# SHORT EXERCISE
Do not copy the pictures; transcribe all other material exactly.
****************
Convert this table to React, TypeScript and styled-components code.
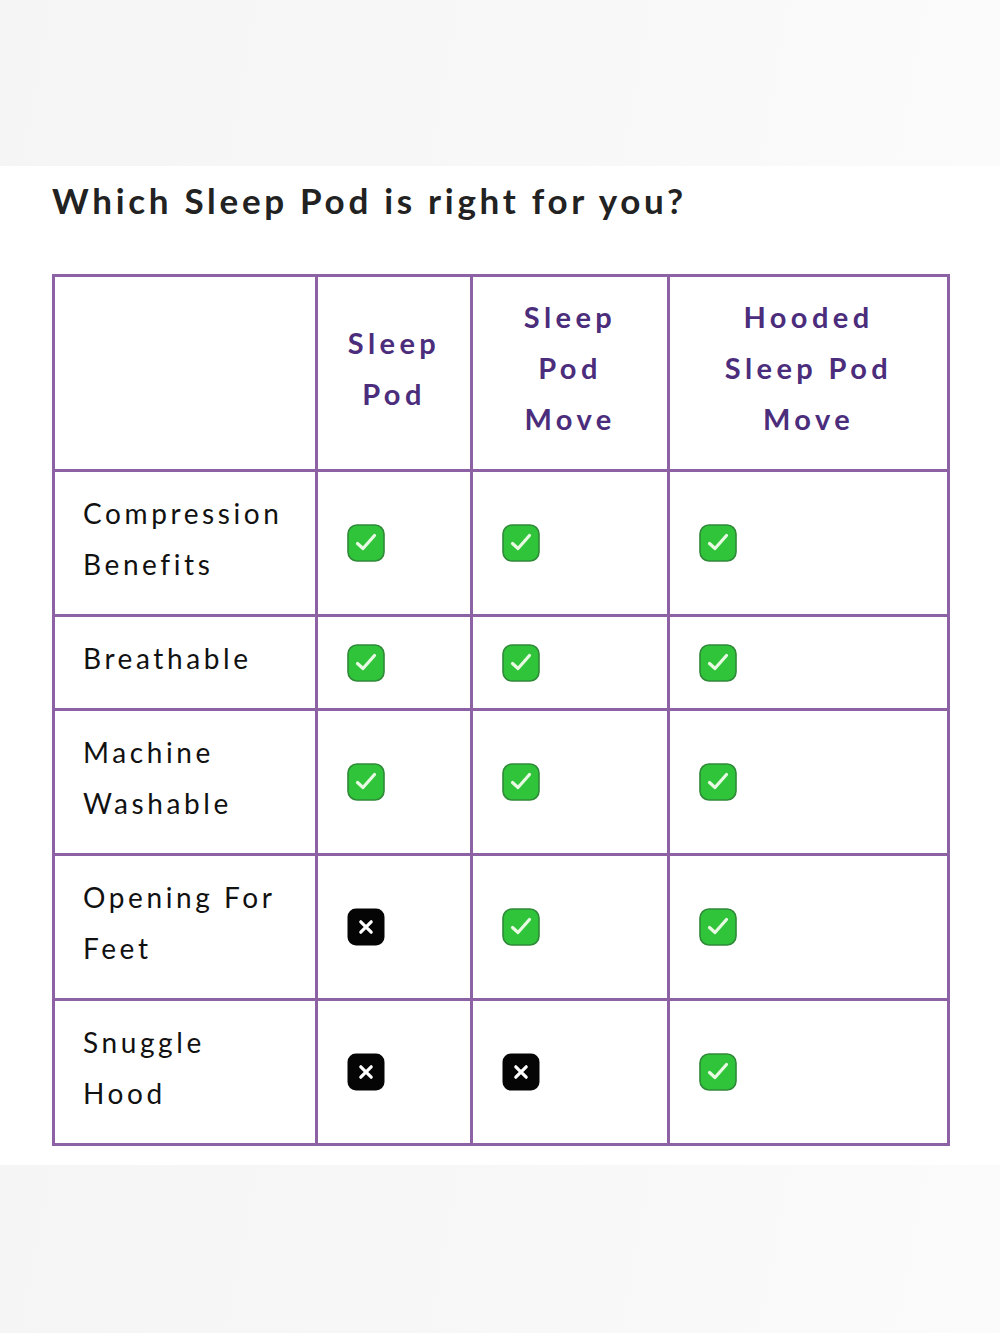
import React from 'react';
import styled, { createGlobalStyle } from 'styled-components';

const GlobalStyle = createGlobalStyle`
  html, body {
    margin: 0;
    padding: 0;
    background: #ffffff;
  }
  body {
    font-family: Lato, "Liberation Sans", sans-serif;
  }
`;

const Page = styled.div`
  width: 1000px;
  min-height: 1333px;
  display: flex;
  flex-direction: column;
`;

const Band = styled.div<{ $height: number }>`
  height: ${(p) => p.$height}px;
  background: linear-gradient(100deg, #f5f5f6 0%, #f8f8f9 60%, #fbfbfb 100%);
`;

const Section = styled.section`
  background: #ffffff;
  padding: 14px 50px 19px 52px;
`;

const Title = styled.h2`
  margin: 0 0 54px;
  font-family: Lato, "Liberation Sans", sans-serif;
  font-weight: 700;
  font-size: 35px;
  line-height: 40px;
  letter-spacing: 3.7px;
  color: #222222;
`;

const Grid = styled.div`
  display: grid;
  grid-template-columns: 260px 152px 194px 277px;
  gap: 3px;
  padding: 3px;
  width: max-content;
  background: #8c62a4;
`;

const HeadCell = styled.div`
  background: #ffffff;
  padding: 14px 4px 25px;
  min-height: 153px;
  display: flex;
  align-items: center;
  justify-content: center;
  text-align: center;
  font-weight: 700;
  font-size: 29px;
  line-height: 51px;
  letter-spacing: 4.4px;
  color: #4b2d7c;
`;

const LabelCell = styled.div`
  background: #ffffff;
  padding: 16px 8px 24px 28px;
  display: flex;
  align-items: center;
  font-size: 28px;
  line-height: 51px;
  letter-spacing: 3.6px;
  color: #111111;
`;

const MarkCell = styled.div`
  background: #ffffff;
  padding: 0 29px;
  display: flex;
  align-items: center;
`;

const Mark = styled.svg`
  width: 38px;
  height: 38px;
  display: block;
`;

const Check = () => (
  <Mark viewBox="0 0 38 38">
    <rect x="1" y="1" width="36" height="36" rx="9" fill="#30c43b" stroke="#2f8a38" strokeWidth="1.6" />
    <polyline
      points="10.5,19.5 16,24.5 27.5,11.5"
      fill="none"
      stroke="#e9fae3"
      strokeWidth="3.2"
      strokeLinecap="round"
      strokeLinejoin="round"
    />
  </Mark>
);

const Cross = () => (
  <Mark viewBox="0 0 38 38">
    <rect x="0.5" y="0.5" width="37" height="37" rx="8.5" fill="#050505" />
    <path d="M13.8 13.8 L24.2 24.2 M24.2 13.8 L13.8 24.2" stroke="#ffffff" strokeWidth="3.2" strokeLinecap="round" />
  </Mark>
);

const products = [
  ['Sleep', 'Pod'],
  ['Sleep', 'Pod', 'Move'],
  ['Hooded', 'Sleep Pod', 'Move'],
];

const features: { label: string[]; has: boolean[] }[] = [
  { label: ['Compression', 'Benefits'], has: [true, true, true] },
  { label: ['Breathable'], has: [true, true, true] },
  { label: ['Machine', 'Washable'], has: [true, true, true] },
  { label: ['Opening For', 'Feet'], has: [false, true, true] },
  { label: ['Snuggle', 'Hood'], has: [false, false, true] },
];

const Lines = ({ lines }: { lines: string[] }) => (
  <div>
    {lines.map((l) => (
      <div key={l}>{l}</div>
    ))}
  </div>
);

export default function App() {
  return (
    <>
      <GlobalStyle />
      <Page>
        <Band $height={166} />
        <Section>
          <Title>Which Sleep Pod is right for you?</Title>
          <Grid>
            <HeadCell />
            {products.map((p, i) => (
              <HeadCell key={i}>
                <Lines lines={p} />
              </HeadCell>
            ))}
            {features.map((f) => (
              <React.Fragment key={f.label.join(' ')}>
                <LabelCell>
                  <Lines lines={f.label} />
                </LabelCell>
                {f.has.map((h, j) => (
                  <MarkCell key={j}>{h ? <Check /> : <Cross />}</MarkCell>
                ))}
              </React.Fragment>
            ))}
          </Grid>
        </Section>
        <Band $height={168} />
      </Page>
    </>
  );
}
****************
# SOLUTION TO THE PROBLEM
Convert this table to React, TypeScript and styled-components code.
import React from 'react';
import styled, { createGlobalStyle } from 'styled-components';

const GlobalStyle = createGlobalStyle`
  html, body {
    margin: 0;
    padding: 0;
    background: #ffffff;
  }
  body {
    font-family: Lato, "Liberation Sans", sans-serif;
  }
`;

const Page = styled.div`
  width: 1000px;
  min-height: 1333px;
  display: flex;
  flex-direction: column;
`;

const Band = styled.div<{ $height: number }>`
  height: ${(p) => p.$height}px;
  background: linear-gradient(100deg, #f5f5f6 0%, #f8f8f9 60%, #fbfbfb 100%);
`;

const Section = styled.section`
  background: #ffffff;
  padding: 14px 50px 19px 52px;
`;

const Title = styled.h2`
  margin: 0 0 54px;
  font-family: Lato, "Liberation Sans", sans-serif;
  font-weight: 700;
  font-size: 35px;
  line-height: 40px;
  letter-spacing: 3.7px;
  color: #222222;
`;

const Grid = styled.div`
  display: grid;
  grid-template-columns: 260px 152px 194px 277px;
  gap: 3px;
  padding: 3px;
  width: max-content;
  background: #8c62a4;
`;

const HeadCell = styled.div`
  background: #ffffff;
  padding: 14px 4px 25px;
  min-height: 153px;
  display: flex;
  align-items: center;
  justify-content: center;
  text-align: center;
  font-weight: 700;
  font-size: 29px;
  line-height: 51px;
  letter-spacing: 4.4px;
  color: #4b2d7c;
`;

const LabelCell = styled.div`
  background: #ffffff;
  padding: 16px 8px 24px 28px;
  display: flex;
  align-items: center;
  font-size: 28px;
  line-height: 51px;
  letter-spacing: 3.6px;
  color: #111111;
`;

const MarkCell = styled.div`
  background: #ffffff;
  padding: 0 29px;
  display: flex;
  align-items: center;
`;

const Mark = styled.svg`
  width: 38px;
  height: 38px;
  display: block;
`;

const Check = () => (
  <Mark viewBox="0 0 38 38">
    <rect x="1" y="1" width="36" height="36" rx="9" fill="#30c43b" stroke="#2f8a38" strokeWidth="1.6" />
    <polyline
      points="10.5,19.5 16,24.5 27.5,11.5"
      fill="none"
      stroke="#e9fae3"
      strokeWidth="3.2"
      strokeLinecap="round"
      strokeLinejoin="round"
    />
  </Mark>
);

const Cross = () => (
  <Mark viewBox="0 0 38 38">
    <rect x="0.5" y="0.5" width="37" height="37" rx="8.5" fill="#050505" />
    <path d="M13.8 13.8 L24.2 24.2 M24.2 13.8 L13.8 24.2" stroke="#ffffff" strokeWidth="3.2" strokeLinecap="round" />
  </Mark>
);

const products = [
  ['Sleep', 'Pod'],
  ['Sleep', 'Pod', 'Move'],
  ['Hooded', 'Sleep Pod', 'Move'],
];

const features: { label: string[]; has: boolean[] }[] = [
  { label: ['Compression', 'Benefits'], has: [true, true, true] },
  { label: ['Breathable'], has: [true, true, true] },
  { label: ['Machine', 'Washable'], has: [true, true, true] },
  { label: ['Opening For', 'Feet'], has: [false, true, true] },
  { label: ['Snuggle', 'Hood'], has: [false, false, true] },
];

const Lines = ({ lines }: { lines: string[] }) => (
  <div>
    {lines.map((l) => (
      <div key={l}>{l}</div>
    ))}
  </div>
);

export default function App() {
  return (
    <>
      <GlobalStyle />
      <Page>
        <Band $height={166} />
        <Section>
          <Title>Which Sleep Pod is right for you?</Title>
          <Grid>
            <HeadCell />
            {products.map((p, i) => (
              <HeadCell key={i}>
                <Lines lines={p} />
              </HeadCell>
            ))}
            {features.map((f) => (
              <React.Fragment key={f.label.join(' ')}>
                <LabelCell>
                  <Lines lines={f.label} />
                </LabelCell>
                {f.has.map((h, j) => (
                  <MarkCell key={j}>{h ? <Check /> : <Cross />}</MarkCell>
                ))}
              </React.Fragment>
            ))}
          </Grid>
        </Section>
        <Band $height={168} />
      </Page>
    </>
  );
}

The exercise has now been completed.